>> start

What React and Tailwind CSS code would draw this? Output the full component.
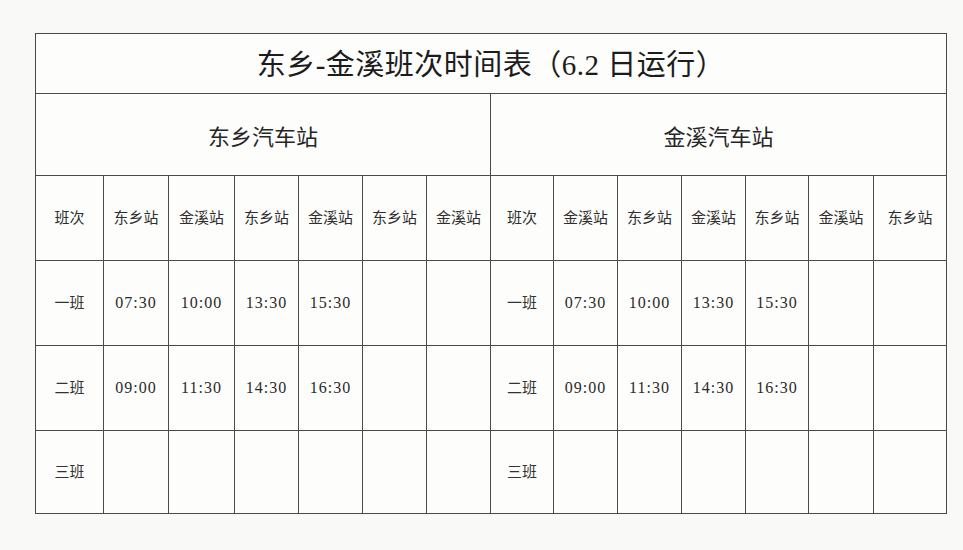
import React from 'react'

const serif = { fontFamily: '"Liberation Serif", "Noto Sans CJK SC", serif' }

const leftCols = [68, 65, 66, 64, 64, 64, 64]
const rightCols = [63, 64, 64, 64, 63, 65, 73]

const leftHead = ['班次', '东乡站', '金溪站', '东乡站', '金溪站', '东乡站', '金溪站']
const rightHead = ['班次', '金溪站', '东乡站', '金溪站', '东乡站', '金溪站', '东乡站']

const rows = [
  { label: '一班', times: ['07:30', '10:00', '13:30', '15:30', '', ''], h: 'h-[85px]' },
  { label: '二班', times: ['09:00', '11:30', '14:30', '16:30', '', ''], h: 'h-[85px]' },
  { label: '三班', times: ['', '', '', '', '', ''], h: 'h-[83px]' },
]

const cell = 'border border-[#4a4a4a] text-center align-middle p-0'

const App = () => {
  return (
    <div className="w-[963px] h-[550px] bg-[#f9f9f8] pt-[33px] pl-[35px]" style={serif}>
      <table className="border-collapse bg-[#fdfdfc] table-fixed w-[911px]">
        <colgroup>
          {[...leftCols, ...rightCols].map((w, i) => (
            <col key={i} style={{ width: w }} />
          ))}
        </colgroup>
        <tbody>
          <tr className="h-[60px]">
            <td colSpan={14} className={cell + ' pt-[5px]'}>
              <span className="text-[29px] text-[#1c1c1c] tracking-[0.5px]">东乡-金溪班次时间表（6.2 日运行）</span>
            </td>
          </tr>
          <tr className="h-[82px]">
            <td colSpan={7} className={cell + ' pt-[6px]'}>
              <span className="text-[22px] text-[#262626]">东乡汽车站</span>
            </td>
            <td colSpan={7} className={cell + ' pt-[6px]'}>
              <span className="text-[22px] text-[#262626]">金溪汽车站</span>
            </td>
          </tr>
          <tr className="h-[85px]">
            {[...leftHead, ...rightHead].map((t, i) => (
              <td key={i} className={cell}>
                <span className="text-[15px] text-[#2e2e2e]">{t}</span>
              </td>
            ))}
          </tr>
          {rows.map((r) => (
            <tr key={r.label} className={r.h}>
              {[0, 1].map((half) => (
                <React.Fragment key={half}>
                  <td className={cell}>
                    <span className="text-[15px] text-[#333]">{r.label}</span>
                  </td>
                  {r.times.map((t, i) => (
                    <td key={i} className={cell}>
                      <span className="text-[16px] text-[#2a2a2a] tracking-[1px]">{t}</span>
                    </td>
                  ))}
                </React.Fragment>
              ))}
            </tr>
          ))}
        </tbody>
      </table>
    </div>
  )
}

export default App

>> end

**WRITTEN REQUEST**
Report how many lines above hold the string "React", giving nothing but the number.

**OUTPUT**
4